AIM OF THE EXERCISE: Indicate only the number of lines in the listing below in which the word "index" appears.

PROVIDED DATA:
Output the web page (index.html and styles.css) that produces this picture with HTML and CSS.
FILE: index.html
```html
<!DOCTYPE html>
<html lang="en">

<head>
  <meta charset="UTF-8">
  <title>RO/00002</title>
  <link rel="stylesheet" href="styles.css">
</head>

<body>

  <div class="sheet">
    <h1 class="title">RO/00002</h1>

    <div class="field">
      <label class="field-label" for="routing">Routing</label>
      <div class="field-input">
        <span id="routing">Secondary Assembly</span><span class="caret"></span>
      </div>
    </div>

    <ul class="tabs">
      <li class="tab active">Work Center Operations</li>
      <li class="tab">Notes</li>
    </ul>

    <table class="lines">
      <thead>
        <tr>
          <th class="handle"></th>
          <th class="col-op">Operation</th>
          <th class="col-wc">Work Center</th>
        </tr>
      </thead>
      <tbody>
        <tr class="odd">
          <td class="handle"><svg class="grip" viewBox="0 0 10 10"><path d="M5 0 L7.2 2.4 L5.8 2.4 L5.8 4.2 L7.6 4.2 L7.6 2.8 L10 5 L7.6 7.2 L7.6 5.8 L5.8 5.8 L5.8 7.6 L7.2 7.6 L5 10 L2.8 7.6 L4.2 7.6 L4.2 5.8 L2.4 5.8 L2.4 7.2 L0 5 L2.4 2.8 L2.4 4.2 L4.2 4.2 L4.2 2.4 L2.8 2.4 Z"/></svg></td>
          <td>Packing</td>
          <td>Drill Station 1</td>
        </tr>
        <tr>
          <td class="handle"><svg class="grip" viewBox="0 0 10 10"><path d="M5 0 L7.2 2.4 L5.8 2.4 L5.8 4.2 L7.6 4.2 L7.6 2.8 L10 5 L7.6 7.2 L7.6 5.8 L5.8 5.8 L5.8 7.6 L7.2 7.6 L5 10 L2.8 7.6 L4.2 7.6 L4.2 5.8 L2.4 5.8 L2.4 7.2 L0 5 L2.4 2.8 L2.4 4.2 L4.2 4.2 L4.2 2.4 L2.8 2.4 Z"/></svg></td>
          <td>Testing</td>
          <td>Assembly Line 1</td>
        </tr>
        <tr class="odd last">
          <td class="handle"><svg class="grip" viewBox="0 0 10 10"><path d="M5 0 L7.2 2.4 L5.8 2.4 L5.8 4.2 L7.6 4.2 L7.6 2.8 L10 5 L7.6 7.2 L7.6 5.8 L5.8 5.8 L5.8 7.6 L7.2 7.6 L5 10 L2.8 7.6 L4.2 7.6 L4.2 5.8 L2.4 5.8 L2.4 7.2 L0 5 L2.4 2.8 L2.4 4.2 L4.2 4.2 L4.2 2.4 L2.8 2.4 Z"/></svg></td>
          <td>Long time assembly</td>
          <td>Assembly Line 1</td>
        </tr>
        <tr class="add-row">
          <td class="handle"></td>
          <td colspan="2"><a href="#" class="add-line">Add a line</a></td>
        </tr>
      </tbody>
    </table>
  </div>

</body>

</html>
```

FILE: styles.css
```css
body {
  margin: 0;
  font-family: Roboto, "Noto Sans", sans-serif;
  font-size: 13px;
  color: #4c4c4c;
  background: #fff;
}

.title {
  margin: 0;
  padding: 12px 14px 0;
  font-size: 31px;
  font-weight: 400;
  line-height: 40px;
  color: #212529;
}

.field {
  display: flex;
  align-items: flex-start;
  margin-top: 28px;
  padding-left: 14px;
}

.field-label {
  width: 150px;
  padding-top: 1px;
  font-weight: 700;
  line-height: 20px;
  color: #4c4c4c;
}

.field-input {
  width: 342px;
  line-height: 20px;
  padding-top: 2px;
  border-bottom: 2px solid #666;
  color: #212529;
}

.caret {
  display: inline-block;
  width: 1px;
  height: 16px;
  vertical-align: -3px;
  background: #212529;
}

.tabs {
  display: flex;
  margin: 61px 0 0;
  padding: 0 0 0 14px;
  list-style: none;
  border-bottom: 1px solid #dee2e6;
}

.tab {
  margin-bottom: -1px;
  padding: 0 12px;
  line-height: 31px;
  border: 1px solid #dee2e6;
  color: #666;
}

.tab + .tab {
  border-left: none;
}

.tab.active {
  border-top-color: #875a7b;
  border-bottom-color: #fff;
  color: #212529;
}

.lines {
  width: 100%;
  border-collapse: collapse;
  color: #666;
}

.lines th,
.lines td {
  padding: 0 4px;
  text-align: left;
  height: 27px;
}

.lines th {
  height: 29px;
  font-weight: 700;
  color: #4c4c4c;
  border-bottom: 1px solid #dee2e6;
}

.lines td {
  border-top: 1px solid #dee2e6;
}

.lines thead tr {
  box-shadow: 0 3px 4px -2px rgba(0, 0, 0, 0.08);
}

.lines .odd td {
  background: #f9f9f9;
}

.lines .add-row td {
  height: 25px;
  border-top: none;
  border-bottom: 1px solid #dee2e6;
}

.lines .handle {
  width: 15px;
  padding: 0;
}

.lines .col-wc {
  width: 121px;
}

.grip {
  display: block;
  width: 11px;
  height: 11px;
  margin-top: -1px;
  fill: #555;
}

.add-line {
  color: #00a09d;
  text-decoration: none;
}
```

WRITTEN ANSWER: 2